List all lines of the data that include the string "React".

— BEGIN Dataset section —

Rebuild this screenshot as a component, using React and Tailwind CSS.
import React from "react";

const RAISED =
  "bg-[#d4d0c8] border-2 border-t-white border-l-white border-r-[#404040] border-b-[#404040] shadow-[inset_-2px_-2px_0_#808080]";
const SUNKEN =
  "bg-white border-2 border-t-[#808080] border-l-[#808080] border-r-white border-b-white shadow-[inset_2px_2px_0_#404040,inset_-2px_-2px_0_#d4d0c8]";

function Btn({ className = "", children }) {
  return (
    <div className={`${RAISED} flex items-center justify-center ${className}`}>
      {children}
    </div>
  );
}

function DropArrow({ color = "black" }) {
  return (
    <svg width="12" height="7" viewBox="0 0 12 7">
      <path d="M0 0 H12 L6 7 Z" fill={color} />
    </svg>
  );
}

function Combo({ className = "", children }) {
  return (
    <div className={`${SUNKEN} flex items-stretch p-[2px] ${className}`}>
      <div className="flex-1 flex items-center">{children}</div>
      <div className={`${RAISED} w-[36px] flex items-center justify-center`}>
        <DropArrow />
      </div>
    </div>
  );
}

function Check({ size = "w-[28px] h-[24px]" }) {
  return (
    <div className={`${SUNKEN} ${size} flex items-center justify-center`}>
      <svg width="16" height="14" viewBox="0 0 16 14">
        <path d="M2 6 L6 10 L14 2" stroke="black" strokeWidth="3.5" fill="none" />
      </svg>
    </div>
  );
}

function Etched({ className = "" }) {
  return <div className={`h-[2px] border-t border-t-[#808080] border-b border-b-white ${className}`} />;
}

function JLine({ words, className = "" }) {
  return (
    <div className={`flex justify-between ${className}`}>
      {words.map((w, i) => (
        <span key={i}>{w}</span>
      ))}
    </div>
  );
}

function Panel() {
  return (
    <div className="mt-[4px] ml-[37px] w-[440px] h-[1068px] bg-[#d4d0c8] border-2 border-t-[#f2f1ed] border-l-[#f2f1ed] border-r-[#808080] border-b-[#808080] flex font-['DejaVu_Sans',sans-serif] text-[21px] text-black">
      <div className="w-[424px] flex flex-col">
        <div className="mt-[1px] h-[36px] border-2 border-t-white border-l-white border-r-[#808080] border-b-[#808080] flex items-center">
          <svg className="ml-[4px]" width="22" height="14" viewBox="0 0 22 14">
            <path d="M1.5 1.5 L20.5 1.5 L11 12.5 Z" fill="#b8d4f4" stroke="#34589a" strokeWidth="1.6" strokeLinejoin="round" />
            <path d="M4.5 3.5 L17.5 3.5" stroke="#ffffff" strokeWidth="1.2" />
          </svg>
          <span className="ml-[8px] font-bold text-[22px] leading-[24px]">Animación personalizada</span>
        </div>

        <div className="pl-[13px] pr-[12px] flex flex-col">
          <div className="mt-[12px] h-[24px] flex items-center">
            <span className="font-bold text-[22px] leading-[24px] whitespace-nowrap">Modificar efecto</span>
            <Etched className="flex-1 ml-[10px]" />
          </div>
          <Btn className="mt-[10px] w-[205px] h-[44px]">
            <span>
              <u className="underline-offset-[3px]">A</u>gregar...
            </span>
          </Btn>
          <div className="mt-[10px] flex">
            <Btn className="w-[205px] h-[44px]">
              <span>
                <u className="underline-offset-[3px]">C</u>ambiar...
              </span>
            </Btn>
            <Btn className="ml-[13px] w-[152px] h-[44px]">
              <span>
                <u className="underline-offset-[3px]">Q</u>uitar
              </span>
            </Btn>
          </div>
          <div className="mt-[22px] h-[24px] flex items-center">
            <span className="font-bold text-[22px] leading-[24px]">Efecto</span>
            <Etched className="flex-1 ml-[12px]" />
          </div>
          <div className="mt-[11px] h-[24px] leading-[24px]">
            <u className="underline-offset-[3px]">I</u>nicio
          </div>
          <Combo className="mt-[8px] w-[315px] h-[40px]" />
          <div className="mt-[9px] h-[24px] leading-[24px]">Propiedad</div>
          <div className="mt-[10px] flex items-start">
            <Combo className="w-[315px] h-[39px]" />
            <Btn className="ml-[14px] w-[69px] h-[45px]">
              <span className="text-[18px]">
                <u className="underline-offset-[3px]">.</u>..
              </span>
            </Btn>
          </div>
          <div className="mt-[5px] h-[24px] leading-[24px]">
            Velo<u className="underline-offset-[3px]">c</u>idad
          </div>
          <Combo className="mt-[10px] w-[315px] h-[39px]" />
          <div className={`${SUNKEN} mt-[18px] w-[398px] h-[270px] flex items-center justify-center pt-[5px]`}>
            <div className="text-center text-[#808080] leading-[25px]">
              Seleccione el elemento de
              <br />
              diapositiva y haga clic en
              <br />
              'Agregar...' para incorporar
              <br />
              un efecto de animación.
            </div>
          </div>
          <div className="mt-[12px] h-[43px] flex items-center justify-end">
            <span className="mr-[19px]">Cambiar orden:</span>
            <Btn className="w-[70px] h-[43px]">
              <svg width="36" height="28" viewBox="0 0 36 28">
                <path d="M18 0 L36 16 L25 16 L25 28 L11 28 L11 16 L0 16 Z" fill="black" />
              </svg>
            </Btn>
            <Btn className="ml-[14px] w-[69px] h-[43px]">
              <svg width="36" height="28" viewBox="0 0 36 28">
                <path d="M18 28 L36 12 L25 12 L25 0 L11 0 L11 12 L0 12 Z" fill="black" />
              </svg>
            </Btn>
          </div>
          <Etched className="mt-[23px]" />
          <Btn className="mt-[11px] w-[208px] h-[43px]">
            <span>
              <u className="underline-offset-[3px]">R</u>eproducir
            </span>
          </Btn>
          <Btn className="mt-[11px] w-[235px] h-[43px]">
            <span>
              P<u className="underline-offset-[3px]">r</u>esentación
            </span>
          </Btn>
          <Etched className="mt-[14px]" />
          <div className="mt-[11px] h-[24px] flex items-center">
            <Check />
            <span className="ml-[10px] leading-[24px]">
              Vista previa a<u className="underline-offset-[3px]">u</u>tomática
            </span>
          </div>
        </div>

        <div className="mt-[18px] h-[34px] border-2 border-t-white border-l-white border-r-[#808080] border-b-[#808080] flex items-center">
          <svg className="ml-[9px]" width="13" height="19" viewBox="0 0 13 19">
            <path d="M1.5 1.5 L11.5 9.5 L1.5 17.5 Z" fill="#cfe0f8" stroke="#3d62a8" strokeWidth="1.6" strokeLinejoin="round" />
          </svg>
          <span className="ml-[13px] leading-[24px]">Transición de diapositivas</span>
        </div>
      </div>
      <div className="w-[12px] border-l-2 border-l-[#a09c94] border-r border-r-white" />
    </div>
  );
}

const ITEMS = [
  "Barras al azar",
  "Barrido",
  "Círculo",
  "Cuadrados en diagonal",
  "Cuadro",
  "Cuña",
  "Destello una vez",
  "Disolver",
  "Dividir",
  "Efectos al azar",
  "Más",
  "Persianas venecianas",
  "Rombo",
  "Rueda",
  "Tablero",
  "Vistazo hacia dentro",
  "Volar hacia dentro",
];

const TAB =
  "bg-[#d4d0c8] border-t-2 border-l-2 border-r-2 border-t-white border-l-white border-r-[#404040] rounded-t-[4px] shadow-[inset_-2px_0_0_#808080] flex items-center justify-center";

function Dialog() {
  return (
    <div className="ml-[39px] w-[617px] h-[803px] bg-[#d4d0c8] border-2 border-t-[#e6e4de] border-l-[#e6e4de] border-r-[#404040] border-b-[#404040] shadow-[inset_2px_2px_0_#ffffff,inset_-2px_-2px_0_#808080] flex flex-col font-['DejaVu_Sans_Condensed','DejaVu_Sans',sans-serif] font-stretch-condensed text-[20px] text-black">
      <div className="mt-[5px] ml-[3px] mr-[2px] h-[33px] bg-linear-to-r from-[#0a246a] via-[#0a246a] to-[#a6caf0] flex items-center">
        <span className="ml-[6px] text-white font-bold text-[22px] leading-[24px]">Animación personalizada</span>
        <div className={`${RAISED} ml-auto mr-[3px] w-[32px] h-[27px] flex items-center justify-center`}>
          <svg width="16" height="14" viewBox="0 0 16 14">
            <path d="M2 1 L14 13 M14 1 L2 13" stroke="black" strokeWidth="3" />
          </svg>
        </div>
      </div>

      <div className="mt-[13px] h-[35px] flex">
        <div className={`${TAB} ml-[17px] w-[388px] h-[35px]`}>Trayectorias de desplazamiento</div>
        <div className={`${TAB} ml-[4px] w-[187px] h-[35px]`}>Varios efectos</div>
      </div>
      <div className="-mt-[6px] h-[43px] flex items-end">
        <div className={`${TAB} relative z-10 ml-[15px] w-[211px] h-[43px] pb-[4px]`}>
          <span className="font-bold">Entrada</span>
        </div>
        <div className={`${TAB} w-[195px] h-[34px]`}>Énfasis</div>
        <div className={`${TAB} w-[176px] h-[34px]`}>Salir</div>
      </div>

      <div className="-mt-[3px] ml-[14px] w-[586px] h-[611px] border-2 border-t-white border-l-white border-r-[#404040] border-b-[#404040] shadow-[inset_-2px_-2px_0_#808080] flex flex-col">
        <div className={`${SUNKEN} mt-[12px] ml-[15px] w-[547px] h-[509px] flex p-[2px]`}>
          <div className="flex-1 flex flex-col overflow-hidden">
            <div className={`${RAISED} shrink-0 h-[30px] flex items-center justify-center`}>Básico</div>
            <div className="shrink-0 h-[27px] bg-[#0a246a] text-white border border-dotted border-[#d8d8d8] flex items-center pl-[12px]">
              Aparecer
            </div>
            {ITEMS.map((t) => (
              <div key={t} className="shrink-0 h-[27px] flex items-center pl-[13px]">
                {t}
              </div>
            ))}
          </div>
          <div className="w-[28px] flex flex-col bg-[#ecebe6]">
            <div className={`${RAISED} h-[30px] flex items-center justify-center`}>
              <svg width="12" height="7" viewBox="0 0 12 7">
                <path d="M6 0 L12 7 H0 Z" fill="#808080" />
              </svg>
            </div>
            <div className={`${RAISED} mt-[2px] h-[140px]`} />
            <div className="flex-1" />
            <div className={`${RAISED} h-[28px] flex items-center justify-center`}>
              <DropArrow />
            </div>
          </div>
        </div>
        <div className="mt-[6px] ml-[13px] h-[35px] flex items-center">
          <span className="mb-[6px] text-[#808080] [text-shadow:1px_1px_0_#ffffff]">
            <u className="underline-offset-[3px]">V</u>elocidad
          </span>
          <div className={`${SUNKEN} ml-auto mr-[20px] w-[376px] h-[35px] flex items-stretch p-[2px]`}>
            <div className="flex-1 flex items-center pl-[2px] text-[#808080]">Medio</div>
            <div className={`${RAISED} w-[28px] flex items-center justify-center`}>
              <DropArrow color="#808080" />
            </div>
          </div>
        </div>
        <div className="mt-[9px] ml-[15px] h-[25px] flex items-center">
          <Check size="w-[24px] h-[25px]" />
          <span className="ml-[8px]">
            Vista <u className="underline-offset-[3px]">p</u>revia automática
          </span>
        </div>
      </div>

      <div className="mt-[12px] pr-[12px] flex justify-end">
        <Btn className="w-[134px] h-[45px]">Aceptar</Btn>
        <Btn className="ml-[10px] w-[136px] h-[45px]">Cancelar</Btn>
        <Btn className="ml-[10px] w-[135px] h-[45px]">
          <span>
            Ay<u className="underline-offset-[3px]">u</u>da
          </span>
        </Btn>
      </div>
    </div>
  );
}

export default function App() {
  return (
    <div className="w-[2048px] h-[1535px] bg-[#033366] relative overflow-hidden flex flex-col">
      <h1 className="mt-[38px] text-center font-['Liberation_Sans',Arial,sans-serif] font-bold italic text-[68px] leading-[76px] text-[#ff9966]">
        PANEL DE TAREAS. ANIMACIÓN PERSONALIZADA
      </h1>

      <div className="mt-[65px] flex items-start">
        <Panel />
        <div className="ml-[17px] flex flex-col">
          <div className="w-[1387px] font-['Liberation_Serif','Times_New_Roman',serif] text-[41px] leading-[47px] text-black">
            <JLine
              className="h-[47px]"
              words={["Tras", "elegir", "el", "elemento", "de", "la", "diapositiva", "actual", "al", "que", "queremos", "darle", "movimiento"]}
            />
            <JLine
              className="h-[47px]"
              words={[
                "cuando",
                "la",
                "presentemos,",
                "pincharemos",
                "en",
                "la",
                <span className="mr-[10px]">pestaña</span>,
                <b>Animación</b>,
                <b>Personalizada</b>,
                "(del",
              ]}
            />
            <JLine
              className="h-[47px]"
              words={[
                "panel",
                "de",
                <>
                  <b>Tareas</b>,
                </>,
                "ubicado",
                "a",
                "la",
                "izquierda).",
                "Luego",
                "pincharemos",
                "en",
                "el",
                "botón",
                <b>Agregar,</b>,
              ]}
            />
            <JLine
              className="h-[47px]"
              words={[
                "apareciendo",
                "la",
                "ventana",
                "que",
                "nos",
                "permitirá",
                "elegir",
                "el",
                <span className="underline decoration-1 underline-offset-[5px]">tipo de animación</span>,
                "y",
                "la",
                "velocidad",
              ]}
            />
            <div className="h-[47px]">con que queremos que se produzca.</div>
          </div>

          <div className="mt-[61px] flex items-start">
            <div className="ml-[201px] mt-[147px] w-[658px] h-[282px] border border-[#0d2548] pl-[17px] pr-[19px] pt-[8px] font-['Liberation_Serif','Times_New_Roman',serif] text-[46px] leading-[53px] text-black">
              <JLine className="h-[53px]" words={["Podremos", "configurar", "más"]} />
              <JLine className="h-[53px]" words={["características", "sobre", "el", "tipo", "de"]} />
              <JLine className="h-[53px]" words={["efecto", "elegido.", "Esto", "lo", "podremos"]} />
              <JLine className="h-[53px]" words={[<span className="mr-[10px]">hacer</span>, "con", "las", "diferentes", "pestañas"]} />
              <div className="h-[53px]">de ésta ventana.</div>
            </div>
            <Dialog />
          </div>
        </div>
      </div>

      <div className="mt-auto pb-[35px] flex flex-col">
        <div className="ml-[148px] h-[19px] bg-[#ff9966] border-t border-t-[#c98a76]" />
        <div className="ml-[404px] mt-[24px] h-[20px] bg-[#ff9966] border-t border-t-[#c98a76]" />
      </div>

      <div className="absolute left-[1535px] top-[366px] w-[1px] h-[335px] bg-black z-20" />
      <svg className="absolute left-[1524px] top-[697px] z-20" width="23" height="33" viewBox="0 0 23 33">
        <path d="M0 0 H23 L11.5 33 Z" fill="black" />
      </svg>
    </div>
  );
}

— END Dataset section —

(Solution to this task):
Rebuild this screenshot as a component, using React and Tailwind CSS.
import React from "react";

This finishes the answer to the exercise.